= Premium Friday =

Japanese campaign promoting consumer spending

Premium Friday is a campaign to promote consumer spending advocated by the Japanese government and Japanese business organizations. It had been expected to have a favorable effect to the movement to improve work style.

The campaign was temporarily suspended during the COVID-19 outbreak, and the official site promoting Premium Friday stopped updating after October 2022. The site was eventually shut down on June 1, 2023.

== Background ==
It is a campaign promoted by the Japanese business sector led by the Government of Japan and Japan Business Federation recommending to spend more enriched life every last Friday each month. Tied up with a movement to improve work style, it is recommending to end work at 15:00. Since last Friday of a month end tends to be when salary has just been paid, it is advocating to spend the afternoon shopping or travelling. This has been implemented on February 24, 2017.

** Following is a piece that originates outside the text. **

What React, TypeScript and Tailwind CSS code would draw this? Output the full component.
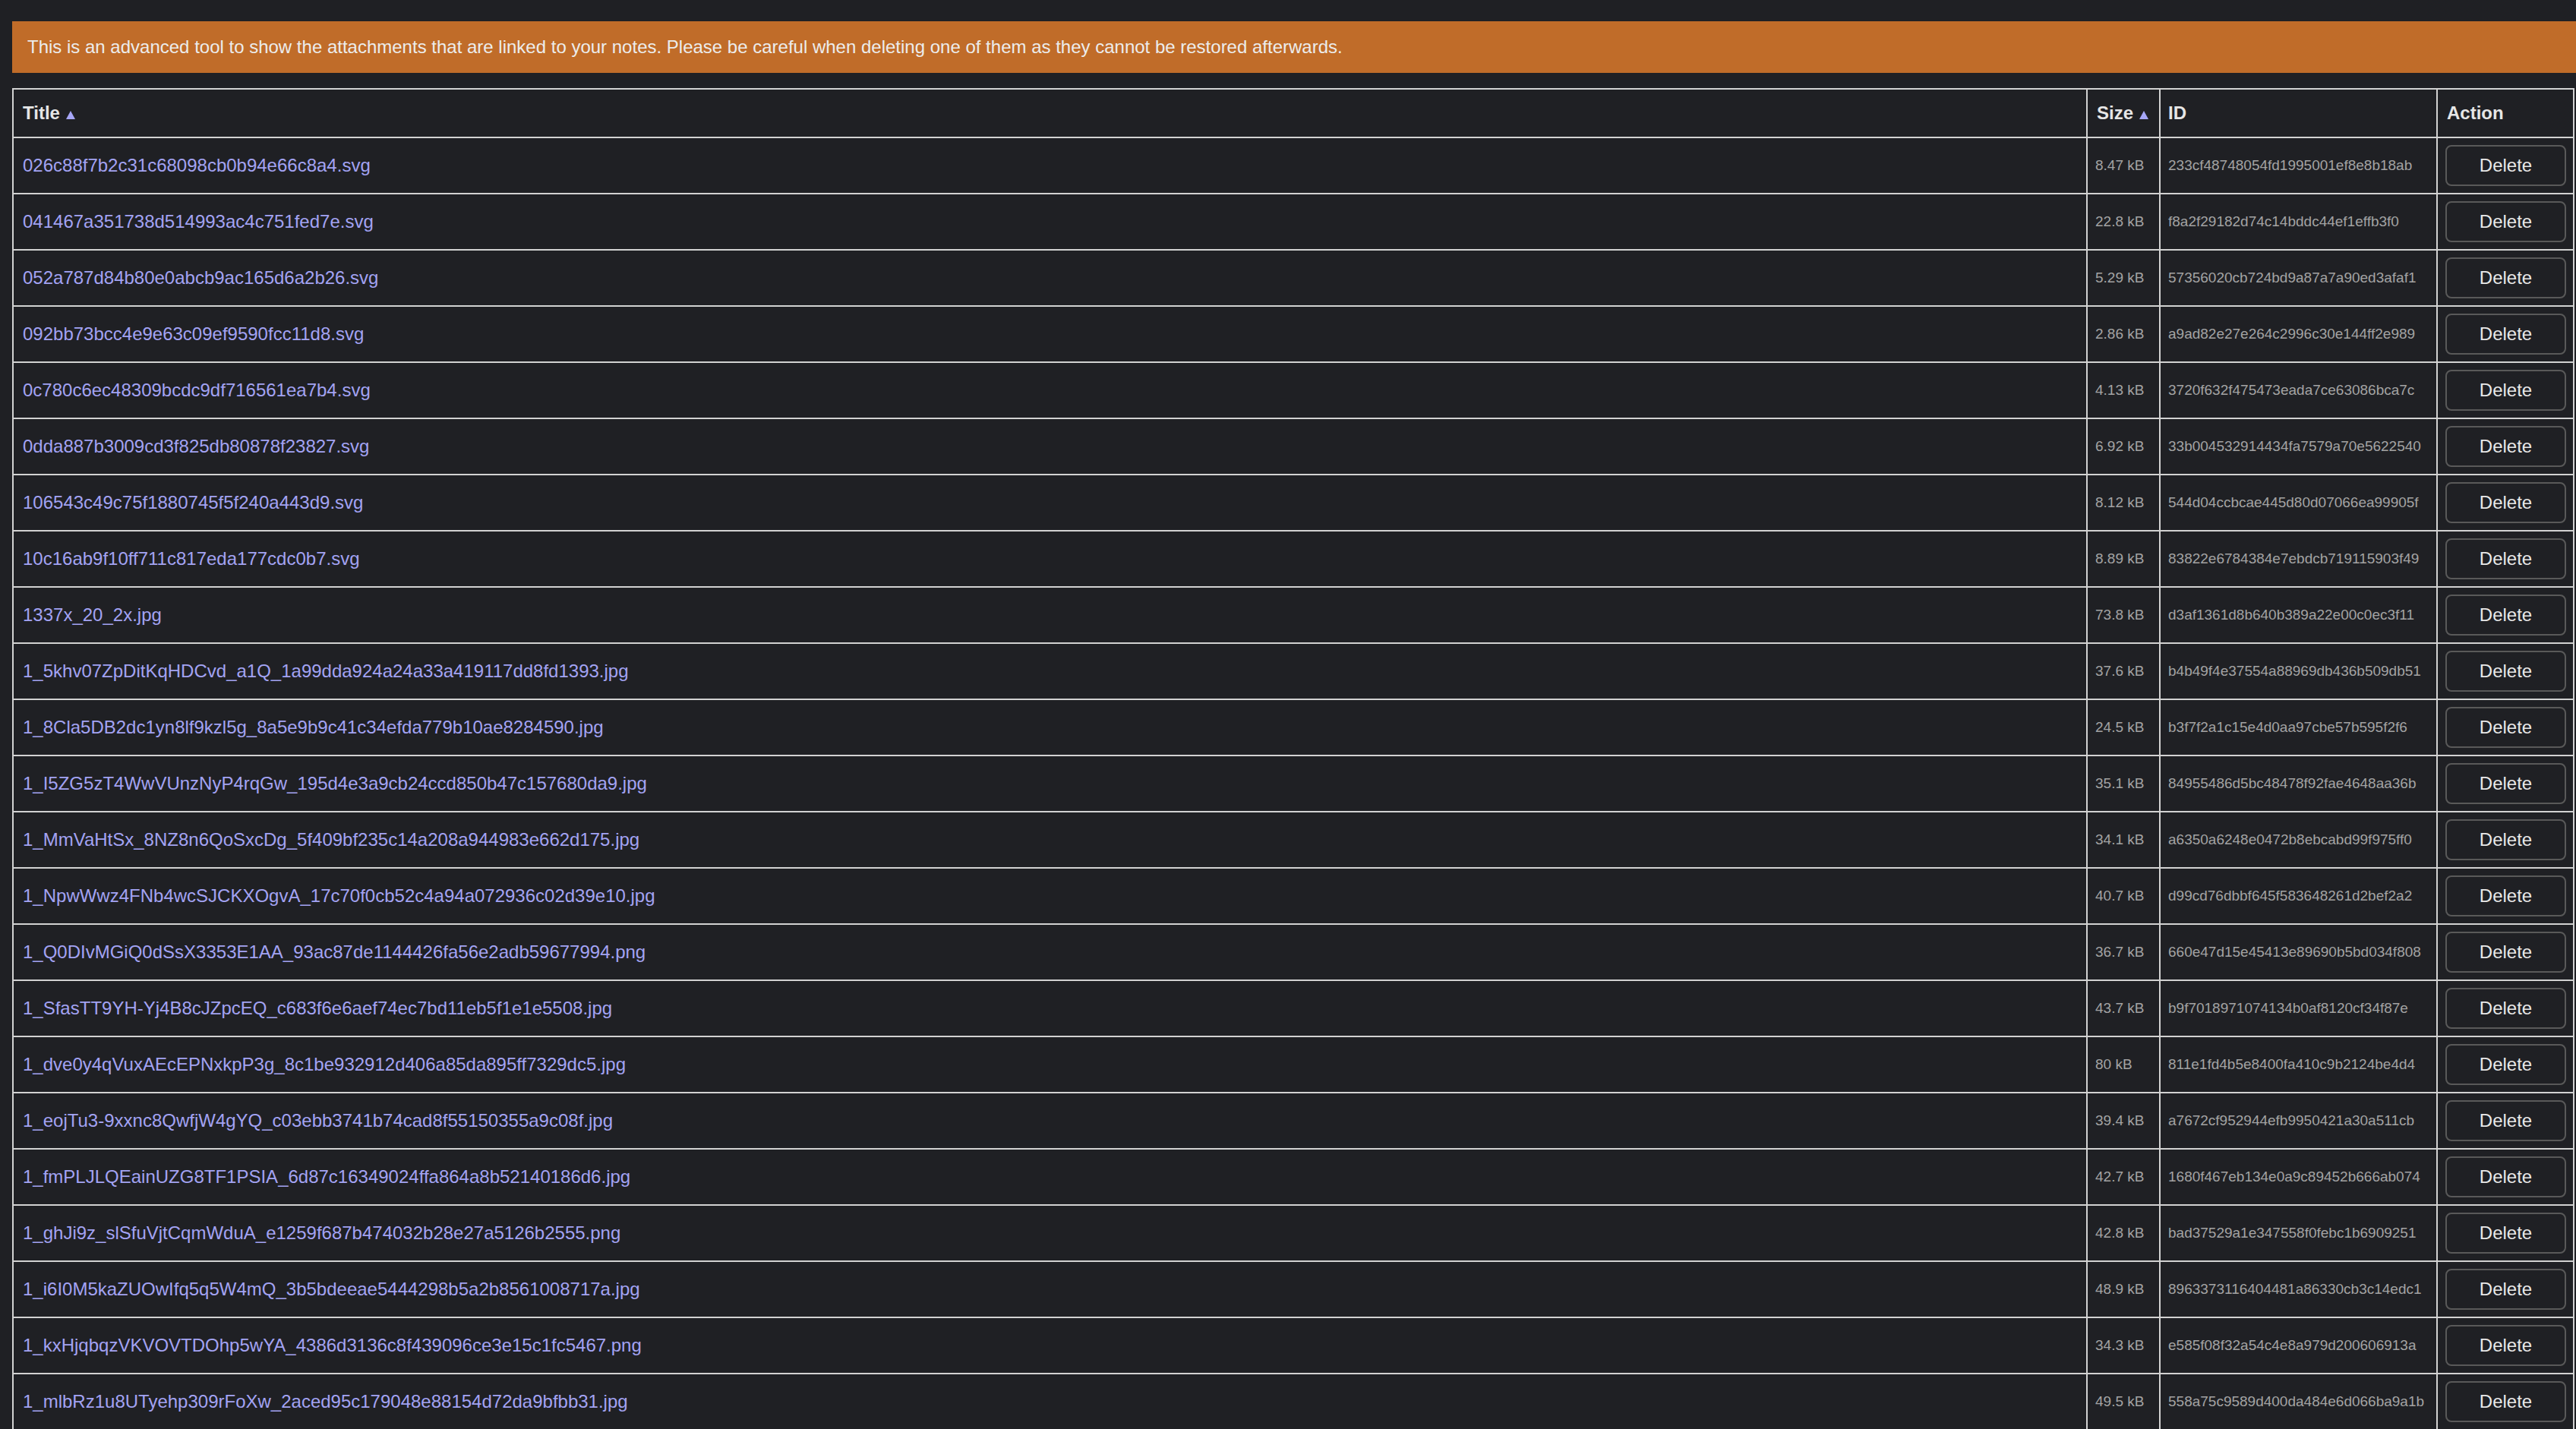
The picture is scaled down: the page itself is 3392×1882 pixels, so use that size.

The initiative is part of an attempt to address the punishingly long hours many Japanese are expected to work, prompted by the suicide of a 24-year-old employee at the advertising firm Dentsu who was doing more than 100 hours' overtime in the months before her death. While some major companies, such as Honda, the drinks maker Suntory and the confectioner Morinaga, have adopted the optional scheme, others are less enthusiastic about the prospect of a mid-afternoon staff exodus. A survey of 155 big companies by the Nikkei business newspaper showed that 45% had no immediate plans to implement the scheme, with 37% saying they had either decided to enter into the spirit of Premium Friday or had plans to do so.